“I’m a man and I think every man wants to be No. 1.”
—Masayoshi Son, Japan’s second-richest man, on his wireless conglomerate Softbank’s $20.1 billion deal (PDF) to acquire 70 percent of Sprint Nextel, the No. 3 U.S. wireless carrier.
In at least one ego-boosting respect, the deal is already tops: It would be the biggest external acquisition by a Japanese company in at least 12 years, according to Bloomberg data. As for why Softbank (9984:JP) would want to buy Sprint, currency, capital-infusion caper, and chutzpah (Japanese for audacity) sum it up well.
For starters, the strong Japanese yen now buys beaucoup in dollar-denominated assets. A little over five years ago, the yen was trading at 123 to the dollar. It now takes just under 79 of them to buy a buck. Japanese companies have been snapping up assets abroad at a record clip; they have already spent more than $65 billion this year, according to the Wall Street Journal, citing figures from Dealogic.

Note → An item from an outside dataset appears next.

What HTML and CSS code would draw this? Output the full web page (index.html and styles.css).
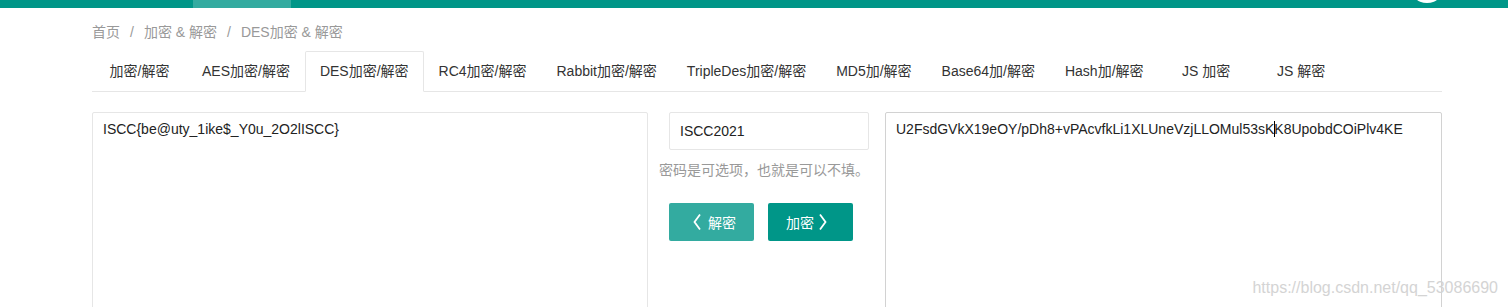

Japan’s wireless scene is not the world’s most-compelling growth story. According to IDC, while mobile-handset sales in the U.S. popped to 191 million units last year, from 182 million units in 2007, handset shipments in Japan declined to 38 million units, from 52 million in 2007.
The financial and wireless worlds have since changed profoundly. Sprint, the wireless industry’s perennial D student, got the iPhone only last fall—and is now way behind AT&T and Verizon Wireless in rolling out the faster, next-generation network that the latest iPhone runs best on. Softbank, in contrast, parlayed its position as Japan’s first carrier to offer the iPhone and iPad to pull closer to No. 1 Japanese provider NTT DoCoMo and No. 2 KDDI (9433:JP). The iPhone 5 went on sale last month.
“Cross-continent investments in telecom generate no synergies,” wrote Craig Moffett of Bernstein Research on Oct. 11, as word got out that a deal was in the works. While he may be right—Omaha-Osaka network-building economies of scale would be hard to realize—Masayoshi Son could be thinking his strategic acumen, combined with Softbank’s balance sheet, could combine to make Sprint a true contender in AT&T and Verizon’s largely duopolistic (but still disrupt-able) U.S. wireless market. Softbank, after all, parlayed the iPhone to boost its earnings by more than sevenfold over the past four years.
The Softbank-Sprint mega-deal comes in the wake of No. 4 competitor T-Mobile USA’s (DTE:GR) agreement to merge with bit player MetroPCS. AT&T last year failed in its attempt to take out T-Mobile. Don’t be surprised if AT&T and Verizon attempt to counter Softbank’s mega-gambit with one of their own.
Softbank’s shares have fallen more than 20 percent in Tokyo trading since it emerged late Thursday that a potential deal was in the offing. “It’s not an easy path to go,” Son said at a press conference in Tokyo. “But without taking on a challenge, we may end up facing bigger risks.”